The Supreme Court in Pakistan is to consider the case of a prisoner who could be hanged at as little as three days’ notice, despite evidence that he was arrested as a child.

Muhammad Anwar was arrested when he was just 17 years old, and subsequently sentenced to death on murder charges.  Although his birth certificate shows that he was a juvenile when arrested, he continues to be held under sentence of death, in violation of both Pakistani and international law.

An execution warrant was issued for Anwar on 12 December last year, but the process was stayed at the last minute by the courts to allow the issue of his juvenility to be considered.  His lawyers will tomorrow ask the Supreme Court to ensure that Pakistan’s Government complies with its legal obligations and commutes his death sentence.

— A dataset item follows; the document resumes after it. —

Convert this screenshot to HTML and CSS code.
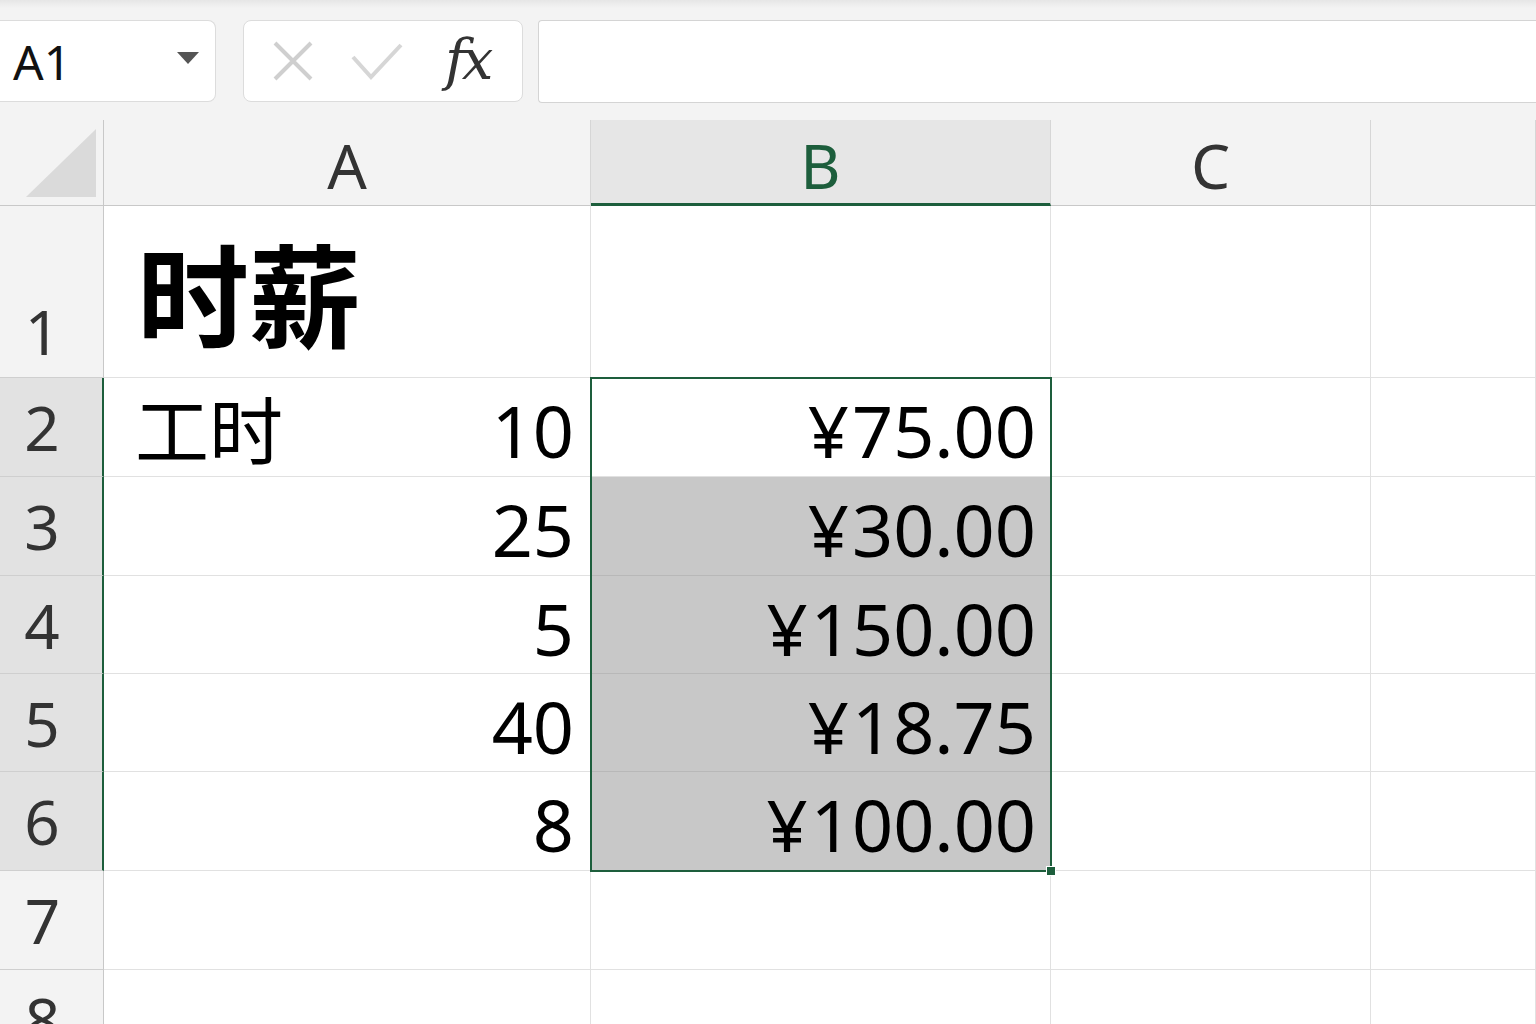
FILE: index.html
```html
<!DOCTYPE html>
<html lang="zh-CN">
<head>
  <meta charset="UTF-8" />
  <title>时薪 - 工作表</title>
  <link rel="stylesheet" href="styles.css">
</head>
<body>
  <header class="formula-bar">
    <div class="name-box">
      <span>A1</span>
      <span class="caret"></span>
    </div>
    <div class="fx-buttons">
      <svg class="icon" width="40" height="40" viewBox="0 0 40 40">
        <path d="M2 2 L38 38 M38 2 L2 38" stroke="#cfcfcf" stroke-width="4" fill="none"/>
      </svg>
      <svg class="icon" width="52" height="40" viewBox="0 0 52 40">
        <path d="M2 16 L20 36 L50 4" stroke="#d6d6d6" stroke-width="4" fill="none"/>
      </svg>
      <span class="fx">fx</span>
    </div>
    <div class="formula-input"></div>
  </header>

  <main class="sheet">
    <div class="corner"><span class="corner-tri"></span></div>
    <div class="col-head">A</div>
    <div class="col-head active">B</div>
    <div class="col-head">C</div>
    <div class="col-head"></div>

    <div class="row-head first">1</div>
    <div class="cell title">时薪</div>
    <div class="cell"></div>
    <div class="cell"></div>
    <div class="cell"></div>

    <div class="row-head active">2</div>
    <div class="cell text"><span class="label">工时</span><span class="num">10</span></div>
    <div class="cell num current"><span class="yen">¥</span>75.00</div>
    <div class="cell"></div>
    <div class="cell"></div>

    <div class="row-head active">3</div>
    <div class="cell num">25</div>
    <div class="cell num picked"><span class="yen">¥</span>30.00</div>
    <div class="cell"></div>
    <div class="cell"></div>

    <div class="row-head active">4</div>
    <div class="cell num">5</div>
    <div class="cell num picked"><span class="yen">¥</span>150.00</div>
    <div class="cell"></div>
    <div class="cell"></div>

    <div class="row-head active">5</div>
    <div class="cell num">40</div>
    <div class="cell num picked"><span class="yen">¥</span>18.75</div>
    <div class="cell"></div>
    <div class="cell"></div>

    <div class="row-head active">6</div>
    <div class="cell num">8</div>
    <div class="cell num picked"><span class="yen">¥</span>100.00</div>
    <div class="cell"></div>
    <div class="cell"></div>

    <div class="row-head">7</div>
    <div class="cell"></div>
    <div class="cell"></div>
    <div class="cell"></div>
    <div class="cell"></div>

    <div class="row-head">8</div>
    <div class="cell"></div>
    <div class="cell"></div>
    <div class="cell"></div>
    <div class="cell"></div>

    <div class="selection"><span class="fill-handle"></span></div>
  </main>
</body>
</html>
```

FILE: styles.css
```css
:root {
  --chrome: #f3f3f3;
  --grid: #e1e1e1;
  --head-line: #cfcfcf;
  --green: #1d5e3c;
  --picked: #c8c8c8;
  --head-text: #333333;
}

* {
  box-sizing: border-box;
  margin: 0;
  padding: 0;
}

body {
  background: #ffffff;
  font-family: "Noto Sans", "Noto Sans CJK SC", sans-serif;
  color: #000;
  overflow: hidden;
  height: 1024px;
}

/* formula bar */
.formula-bar {
  height: 120px;
  background: linear-gradient(#e6e6e6, var(--chrome) 8px);
  display: flex;
  align-items: flex-start;
  padding-top: 20px;
}

.name-box {
  width: 216px;
  height: 82px;
  background: #fff;
  border: 1px solid #dcdcdc;
  border-left: none;
  border-radius: 0 8px 8px 0;
  display: flex;
  align-items: center;
  justify-content: space-between;
  padding: 0 16px 0 13px;
  font-size: 48px;
  color: #111;
}

.caret {
  width: 0;
  height: 0;
  border-left: 11px solid transparent;
  border-right: 11px solid transparent;
  border-top: 12px solid #555;
  margin-bottom: 6px;
}

.fx-buttons {
  margin-left: 27px;
  width: 280px;
  height: 82px;
  background: #fff;
  border: 1px solid #dcdcdc;
  border-radius: 8px;
  display: flex;
  align-items: center;
  padding-left: 29px;
}

.fx-buttons .icon:nth-child(2) {
  margin-left: 38px;
}

.fx {
  margin-left: 42px;
  font-family: "DejaVu Serif", "Liberation Serif", serif;
  font-style: italic;
  font-size: 56px;
  color: #333;
  letter-spacing: -4px;
  margin-bottom: 4px;
}

.formula-input {
  flex: 1;
  margin-left: 15px;
  height: 83px;
  background: #fff;
  border: 1px solid #d4d4d4;
  border-right: none;
  border-radius: 4px 0 0 4px;
}

/* sheet grid */
.sheet {
  position: relative;
  display: grid;
  grid-template-columns: 104px 487px 460px 320px 1fr;
  grid-template-rows: 86px 172px 99px 99px 98px 98px 99px 99px 99px;
}

.corner {
  background: var(--chrome);
  border-right: 1px solid #c8c8c8;
  border-bottom: 1px solid #c8c8c8;
  display: flex;
  align-items: flex-end;
  justify-content: flex-end;
  padding: 0 7px 8px 0;
}

.corner-tri {
  width: 70px;
  height: 68px;
  background: #dadada;
  clip-path: polygon(100% 0, 100% 100%, 0 100%);
}

.col-head {
  background: var(--chrome);
  border-right: 1px solid #d6d6d6;
  border-bottom: 1px solid #c8c8c8;
  display: flex;
  align-items: center;
  justify-content: center;
  font-size: 62px;
  color: var(--head-text);
  padding-top: 4px;
}

.col-head.active {
  background: #e6e6e6;
  color: var(--green);
  border-bottom: 3px solid var(--green);
  padding-top: 6px;
}

.row-head {
  background: var(--chrome);
  border-right: 1px solid #c8c8c8;
  border-bottom: 1px solid var(--head-line);
  display: flex;
  align-items: center;
  justify-content: center;
  font-size: 62px;
  color: var(--head-text);
  padding-right: 18px;
}

.row-head.first {
  align-items: flex-end;
  padding-bottom: 4px;
}

.row-head.active {
  background: #e2e2e2;
  border-right: 2px solid var(--green);
}

.cell {
  background: #fff;
  border-right: 1px solid var(--grid);
  border-bottom: 1px solid var(--grid);
  display: flex;
  align-items: center;
  font-size: 72px;
  line-height: 1;
}

.cell.num {
  justify-content: flex-end;
  padding-right: 16px;
  padding-top: 6px;
}

.yen {
  margin-right: 3px;
}

.cell.picked,
.cell.current {
  padding-right: 14px;
}

.cell.text {
  justify-content: space-between;
  padding-left: 31px;
  padding-right: 16px;
}

.cell.text .label {
  font-size: 74px;
  padding-top: 8px;
}

.cell.text .num {
  padding-top: 6px;
}

.cell.title {
  font-size: 112px;
  font-weight: 700;
  align-items: flex-end;
  padding-left: 33px;
  padding-bottom: 24px;
}

.cell.current {
  background: #fff;
}

.cell.picked {
  background: var(--picked);
  border-bottom-color: #b8b8b8;
}

/* selection outline over B2:B6 */
.selection {
  position: absolute;
  grid-column: 3 / 4;
  grid-row: 3 / 8;
  top: -1px;
  left: -1px;
  right: -1px;
  bottom: -1px;
  border: 2px solid var(--green);
  pointer-events: none;
}

.fill-handle {
  position: absolute;
  right: -6px;
  bottom: -6px;
  width: 10px;
  height: 10px;
  background: var(--green);
  border: 1px solid #fff;
}
```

Anwar was sentenced to death in 1998, five years after his arrest, and has now spent 23 years facing execution.  In 2000, Pakistan introduced laws intended to bring it into line with international law banning the use of the death penalty against children. The country’s President subsequently decreed in 2001 that anyone facing the death penalty for offences committed when they were a child should have their sentence commuted to life.

Anwar’s family have since made a number of attempts to have his death sentence commuted, in line with Pakistani law, but no final decision has been taken by the authorities.  They are now appealing to the Supreme Court in the hope that it will correct this historic mistake and ensure Anwar’s death sentence is commuted.

The nature of Pakistan’s death penalty system means that Anwar could face execution with as little as three days’ notice of receiving a ‘black warrant,’ which could be handed down at any time.

Maya Foa, Director of the death penalty team at international human rights organization Reprieve said: “Anwar and his family have spent years trying to get someone to take a proper look at the evidence of his juvenility.  The bottom line is that he simply should not be facing execution under either Pakistani or international law.  However, he has been the victim of bureaucratic incompetence by the Pakistani Government, and as a result his case has fallen between the cracks.  The Supreme Court now has the chance to correct this historic wrong and commute his sentence.”